Three Nineteenth-Century Law Book Lists: Burmese Legal History from the Inside

Andrew Huxley

Through the investigation of three Burmese law book lists by Maungdaung Sayadaw, Tha Dwe, and Kyaw Htun this article seeks to construct a narrative history of legal traditions. By breaking each list into smaller units and comparing the results a common core of Burmese legal history emerges. The lists, shed light on who the typical authors of a dhammathat were while items that appear on some, but not all, of the lists help indicate controversies that were still matters of live debate during the nineteenth century.

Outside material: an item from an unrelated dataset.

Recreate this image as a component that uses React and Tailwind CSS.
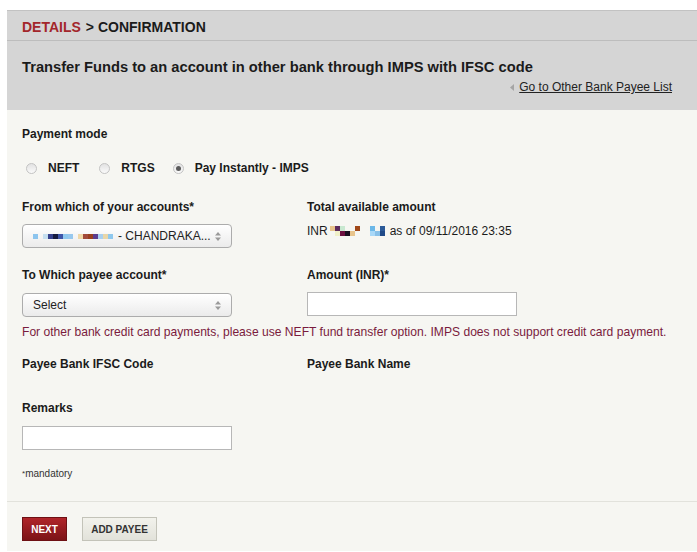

Rockets and Ashes: Pongyibyan as Depicted in Nineteenth-and Twentieth Century European Sources

Ralph Isaacs

This article describes the Burmese festival of pongyibyan, the ceremonies at the cremation of a senior monk, mainly by collating written accounts and photographs by Europeans who witnesses pongyibyan in the nineteenth and early twentieth centuries. Certain rites of the pongyibyan ceremony offer interesting parallels to accounts of the Buddha’s own funeral found in the Mahaparinibbana Sutta. This article cites descriptions of the preparation of the monk’s corpse by evisceration, embalming, lacquering, wrapping in cloth and gilding, including descriptions of both the simple inner coffin and elaborate outer coffin, and the mortuary chapel (neibankyaung) where the body lay in state awaiting cremation. The article depicts the architectural and symbolic significance of the tall funeral pyres with figures of mythical beings and the role of the sat-hsaya, the craftsman in bamboo and cut paper who built them as well offering a description of the lonswethi, the tug-of-war for merit. Numerous foreign observers reported the Burmese passion for rocketry. At least three types of rockets (don) were used at pongyibyan for kindling the funeral pyre. Rockets commonly caused injury or death to spectators, and were discouraged by the British colonial government.